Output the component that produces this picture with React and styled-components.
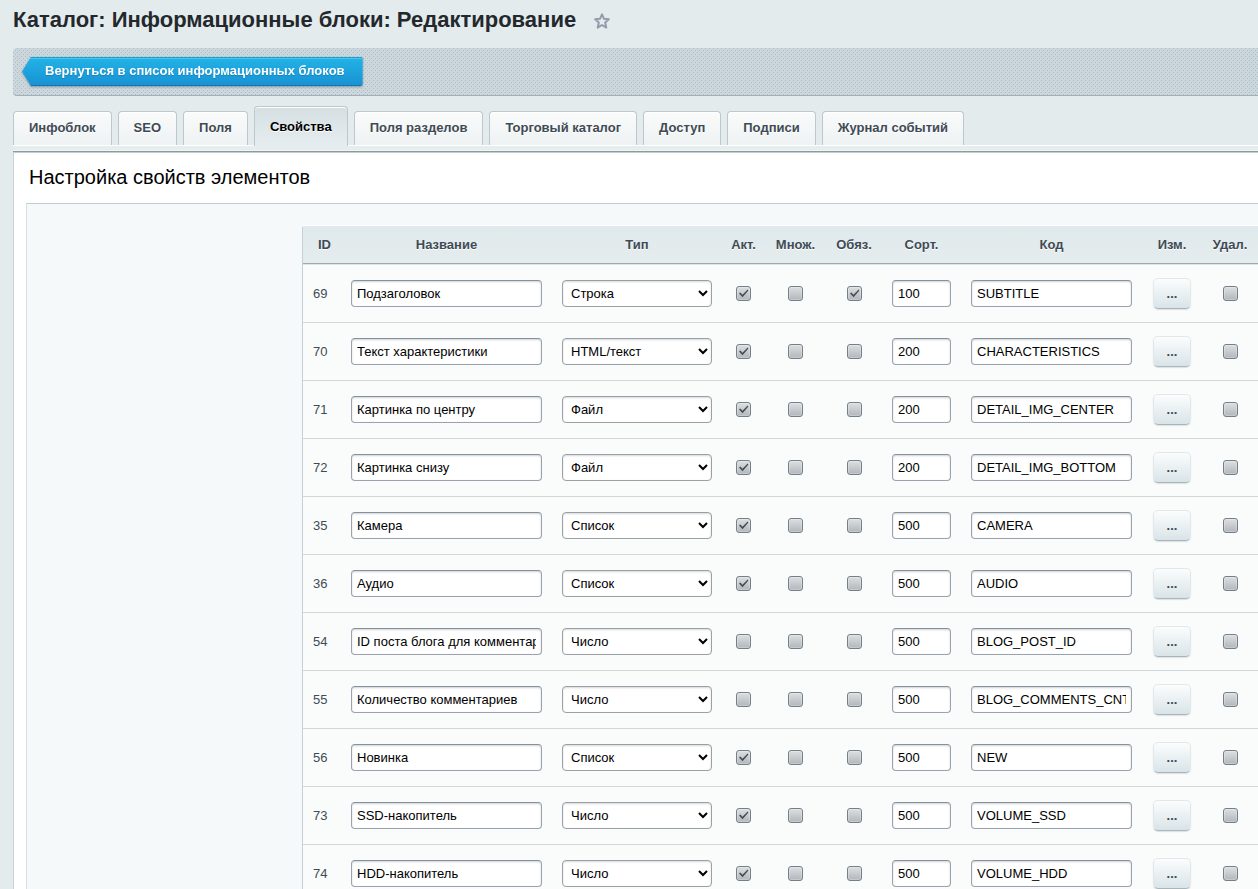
import React from "react";
import styled, { createGlobalStyle } from "styled-components";

const GlobalStyle = createGlobalStyle`
  * { box-sizing: border-box; }
  html { scrollbar-width: none; }
  body {
    margin: 0;
    background: #e3ebed;
    color: #3f4b54;
    font: 13px/16px "Liberation Sans", Arial, sans-serif;
  }
`;

const Page = styled.main`
  padding: 8px 0 0 13px;
  overflow: hidden;
`;

const TitleRow = styled.header`
  display: flex;
  align-items: center;
  gap: 16px;
  height: 24px;
`;

const Title = styled.h1`
  margin: 0;
  font-size: 22px;
  line-height: 24px;
  color: #23282c;
  white-space: nowrap;
`;

const StarButton = styled.button`
  display: flex;
  padding: 2px 0 0;
  border: 0;
  background: none;
`;

const Toolbar = styled.nav`
  display: flex;
  align-items: flex-start;
  height: 48px;
  margin-top: 16px;
  padding: 9px;
  border-radius: 4px 0 0 4px;
  border-bottom: 1px solid #a3afb5;
  background-color: #cbd7dc;
  background-image:
    conic-gradient(at 1px 1px, transparent 75%, #adbcc4 0),
    conic-gradient(at 1px 1px, transparent 75%, #adbcc4 0);
  background-size: 4px 4px;
  background-position: 0 0, 2px 2px;
`;

const BackLink = styled.a`
  display: block;
  filter: drop-shadow(0 1px 1px rgba(60, 85, 100, 0.5));
  color: #fff;
  font-weight: bold;
  text-decoration: none;
  white-space: nowrap;
  text-shadow: 0 1px 1px rgba(0, 70, 120, 0.3);

  span {
    display: block;
    padding: 0 18px 0 23px;
    line-height: 28px;
    height: 29px;
    border-radius: 0 3px 3px 0;
    border-bottom: 1px solid #1079b4;
    background: linear-gradient(#22b4e6, #1992d4);
    box-shadow: inset 0 1px #1b9fd0, inset 0 2px #45c8f0;
    clip-path: polygon(0 50%, 9px 0, 100% 0, 100% 100%, 9px 100%);
  }
`;

const Tabs = styled.div`
  display: flex;
  align-items: flex-end;
  gap: 6px;
  height: 39px;
  margin-top: 10px;
`;

const Tab = styled.button`
  height: 34px;
  padding: 0 15px 2px;
  border: 1px solid #bcc8cc;
  border-bottom: 0;
  border-radius: 4px 4px 0 0;
  background: linear-gradient(#fafbfb, #eef2f3);
  box-shadow: inset 0 1px #fff;
  color: #3f4b54;
  font: bold 13px/16px "Liberation Sans", Arial, sans-serif;
  text-shadow: 0 1px #fff;
  white-space: nowrap;

  &[aria-selected="true"] {
    position: relative;
    height: 40px;
    margin-bottom: -1px;
    padding: 1px 15px 0;
    background: linear-gradient(#d5dfe2, #e5edef);
    color: #000;
  }
`;

const TabStrip = styled.div`
  height: 8px;
  border-top: 1px solid #fff;
  border-bottom: 1px solid #c3cdd0;
  background: #e5edef;
  box-shadow: inset 0 -1px #8d9b9f, inset 0 -2px #f1f5f6;
`;

const Panel = styled.section`
  padding: 0 0 0 12px;
  border-left: 1px solid #c8d3d7;
  background: #fff;
`;

const PanelTitle = styled.h2`
  margin: 0;
  padding: 12px 3px 14px;
  color: #000;
  font-size: 20px;
  font-weight: normal;
  line-height: 24px;
`;

const PanelBody = styled.div`
  padding: 21px 0 21px 275px;
  border-top: 1px solid #c3ced2;
  border-left: 1px solid #d5e0e4;
  background: #f5f9fa;
`;

const Table = styled.table`
  width: 100%;
  table-layout: fixed;
  border-collapse: separate;
  border-spacing: 0;
  border-left: 1px solid #c5d0d4;
  border-radius: 4px 0 0 0;
  background: #fafcfc;
`;

const Col = styled.col`
  width: ${(p) => (p.$w ? p.$w + "px" : "auto")};
`;

const HeadCell = styled.th`
  height: 40px;
  padding: 0;
  border-top: 1px solid #fff;
  border-bottom: 1px solid #dfe5e6;
  background: linear-gradient(#e0e9eb, #e4ecee);
  box-shadow: inset 0 -1px #9fa9ab;
  color: #3f4b54;
  text-shadow: 0 1px #fff;

  &:first-child { padding-left: 5px; }
`;

const Cell = styled.td`
  height: 58px;
  padding: 0 10px;
  border-bottom: 1px solid #cfd9dc;
  text-align: ${(p) => (p.$center ? "center" : "left")};
  vertical-align: middle;
`;

const CheckCell = styled(Cell)`
  padding: 0;
`;

const TextInput = styled.input`
  display: block;
  width: 100%;
  height: 27px;
  padding: 0 5px;
  border: 1px solid #9aa3ad;
  border-top-color: #87919c;
  border-radius: 4px;
  background: #fff;
  box-shadow: inset 0 1px 2px rgba(90, 105, 115, 0.3);
  color: #000;
  font: 13px/16px "Liberation Sans", Arial, sans-serif;
`;

const Select = styled.select`
  display: block;
  width: 100%;
  height: 27px;
  padding: 0 0 0 4px;
  border: 1px solid #9aa0a3;
  border-radius: 4px;
  background: #fff;
  box-shadow: inset 0 1px 2px rgba(90, 105, 115, 0.25);
  color: #000;
  font: 13px/16px "Liberation Sans", Arial, sans-serif;
`;

const CheckLabel = styled.label`
  display: grid;
  justify-content: center;

  > * { grid-area: 1 / 1; }
  svg { pointer-events: none; visibility: hidden; }
  input:checked + svg { visibility: visible; }
`;

const CheckInput = styled.input`
  appearance: none;
  width: 15px;
  height: 15px;
  margin: 0;
  border: 1px solid #748087;
  border-radius: 3px;
  background: linear-gradient(#dcdfe2, #b2b7bb);
  box-shadow: inset 0 0 0 1px rgba(255, 255, 255, 0.25);
`;

const MoreButton = styled.button`
  width: 38px;
  height: 31px;
  padding: 0;
  vertical-align: middle;
  border: 1px solid #e2e8ea;
  border-bottom-color: #a9b5b9;
  border-radius: 5px;
  background: linear-gradient(#fbfdfd, #d9e4e8);
  box-shadow: 0 1px 1px rgba(100, 120, 130, 0.2);
  color: #3f4b54;
  font: bold 13px/16px "Liberation Sans", Arial, sans-serif;
`;

const TABS = [
  "Инфоблок", "SEO", "Поля", "Свойства", "Поля разделов",
  "Торговый каталог", "Доступ", "Подписи", "Журнал событий",
];

const COLUMNS = [
  ["ID", 38], ["Название", null], ["Тип", 170], ["Акт.", 43], ["Множ.", 61],
  ["Обяз.", 56], ["Сорт.", 79], ["Код", 181], ["Изм.", 60], ["Удал.", 56],
];

const TYPES = ["Строка", "Число", "Список", "Файл", "HTML/текст"];

const ROWS = [
  { id: 69, name: "Подзаголовок", type: "Строка", active: true, required: true, sort: 100, code: "SUBTITLE" },
  { id: 70, name: "Текст характеристики", type: "HTML/текст", active: true, sort: 200, code: "CHARACTERISTICS" },
  { id: 71, name: "Картинка по центру", type: "Файл", active: true, sort: 200, code: "DETAIL_IMG_CENTER" },
  { id: 72, name: "Картинка снизу", type: "Файл", active: true, sort: 200, code: "DETAIL_IMG_BOTTOM" },
  { id: 35, name: "Камера", type: "Список", active: true, sort: 500, code: "CAMERA" },
  { id: 36, name: "Аудио", type: "Список", active: true, sort: 500, code: "AUDIO" },
  { id: 54, name: "ID поста блога для комментариев", type: "Число", sort: 500, code: "BLOG_POST_ID" },
  { id: 55, name: "Количество комментариев", type: "Число", sort: 500, code: "BLOG_COMMENTS_CNT" },
  { id: 56, name: "Новинка", type: "Список", active: true, sort: 500, code: "NEW" },
  { id: 73, name: "SSD-накопитель", type: "Число", active: true, sort: 500, code: "VOLUME_SSD" },
  { id: 74, name: "HDD-накопитель", type: "Число", active: true, sort: 500, code: "VOLUME_HDD" },
];

function Check({ label, checked }) {
  return (
    <CheckLabel>
      <CheckInput type="checkbox" aria-label={label} defaultChecked={checked} />
      <svg width="15" height="15" viewBox="0 0 15 15" aria-hidden="true">
        <path d="M3 7.6 L4.4 6.6 L6.5 8.7 L11.6 3.6 L12.4 4.4 L6.6 11.2 Z" fill="#474d52" />
      </svg>
    </CheckLabel>
  );
}

function PropertyRow({ row }) {
  return (
    <tr>
      <Cell>{row.id}</Cell>
      <Cell><TextInput aria-label={`Название ${row.id}`} defaultValue={row.name} /></Cell>
      <Cell>
        <Select aria-label={`Тип ${row.id}`} defaultValue={row.type}>
          {TYPES.map((t) => <option key={t}>{t}</option>)}
        </Select>
      </Cell>
      <CheckCell><Check label={`Акт. ${row.id}`} checked={row.active} /></CheckCell>
      <CheckCell><Check label={`Множ. ${row.id}`} /></CheckCell>
      <CheckCell><Check label={`Обяз. ${row.id}`} checked={row.required} /></CheckCell>
      <Cell><TextInput aria-label={`Сорт. ${row.id}`} defaultValue={row.sort} /></Cell>
      <Cell><TextInput aria-label={`Код ${row.id}`} defaultValue={row.code} /></Cell>
      <Cell $center><MoreButton type="button" aria-label={`Изм. ${row.id}`}>...</MoreButton></Cell>
      <CheckCell><Check label={`Удал. ${row.id}`} /></CheckCell>
    </tr>
  );
}

export default function App() {
  return (
    <Page>
      <GlobalStyle />
      <TitleRow>
        <Title>Каталог: Информационные блоки: Редактирование</Title>
        <StarButton type="button" aria-label="Избранное">
          <svg width="20" height="20" viewBox="0 0 20 20" aria-hidden="true">
            <path
              d="M10 3.4 L12 7.8 L16.8 8.3 L13.2 11.6 L14.3 16.6 L10 14 L5.7 16.6 L6.8 11.6 L3.2 8.3 L8 7.8 Z"
              fill="none" stroke="#929cab" strokeWidth="2" strokeLinejoin="round"
            />
          </svg>
        </StarButton>
      </TitleRow>
      <Toolbar>
        <BackLink href="#list"><span>Вернуться в список информационных блоков</span></BackLink>
      </Toolbar>
      <Tabs role="tablist">
        {TABS.map((t) => (
          <Tab key={t} type="button" role="tab" aria-selected={t === "Свойства"}>
            {t}
          </Tab>
        ))}
      </Tabs>
      <TabStrip />
      <Panel>
        <PanelTitle>Настройка свойств элементов</PanelTitle>
        <PanelBody>
          <Table>
            <colgroup>
              {COLUMNS.map(([name, w]) => <Col key={name} $w={w} />)}
            </colgroup>
            <thead>
              <tr>{COLUMNS.map(([name]) => <HeadCell key={name} scope="col">{name}</HeadCell>)}</tr>
            </thead>
            <tbody>
              {ROWS.map((row) => <PropertyRow key={row.id} row={row} />)}
            </tbody>
          </Table>
        </PanelBody>
      </Panel>
    </Page>
  );
}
- - - - -
From the first line above through the line containing "text-shadow: 0 1px 1px", copy everything exactly, without the pictures.

Output the component that produces this picture with React and styled-components.
import React from "react";
import styled, { createGlobalStyle } from "styled-components";

const GlobalStyle = createGlobalStyle`
  * { box-sizing: border-box; }
  html { scrollbar-width: none; }
  body {
    margin: 0;
    background: #e3ebed;
    color: #3f4b54;
    font: 13px/16px "Liberation Sans", Arial, sans-serif;
  }
`;

const Page = styled.main`
  padding: 8px 0 0 13px;
  overflow: hidden;
`;

const TitleRow = styled.header`
  display: flex;
  align-items: center;
  gap: 16px;
  height: 24px;
`;

const Title = styled.h1`
  margin: 0;
  font-size: 22px;
  line-height: 24px;
  color: #23282c;
  white-space: nowrap;
`;

const StarButton = styled.button`
  display: flex;
  padding: 2px 0 0;
  border: 0;
  background: none;
`;

const Toolbar = styled.nav`
  display: flex;
  align-items: flex-start;
  height: 48px;
  margin-top: 16px;
  padding: 9px;
  border-radius: 4px 0 0 4px;
  border-bottom: 1px solid #a3afb5;
  background-color: #cbd7dc;
  background-image:
    conic-gradient(at 1px 1px, transparent 75%, #adbcc4 0),
    conic-gradient(at 1px 1px, transparent 75%, #adbcc4 0);
  background-size: 4px 4px;
  background-position: 0 0, 2px 2px;
`;

const BackLink = styled.a`
  display: block;
  filter: drop-shadow(0 1px 1px rgba(60, 85, 100, 0.5));
  color: #fff;
  font-weight: bold;
  text-decoration: none;
  white-space: nowrap;
  text-shadow: 0 1px 1px rgba(0, 70, 120, 0.3);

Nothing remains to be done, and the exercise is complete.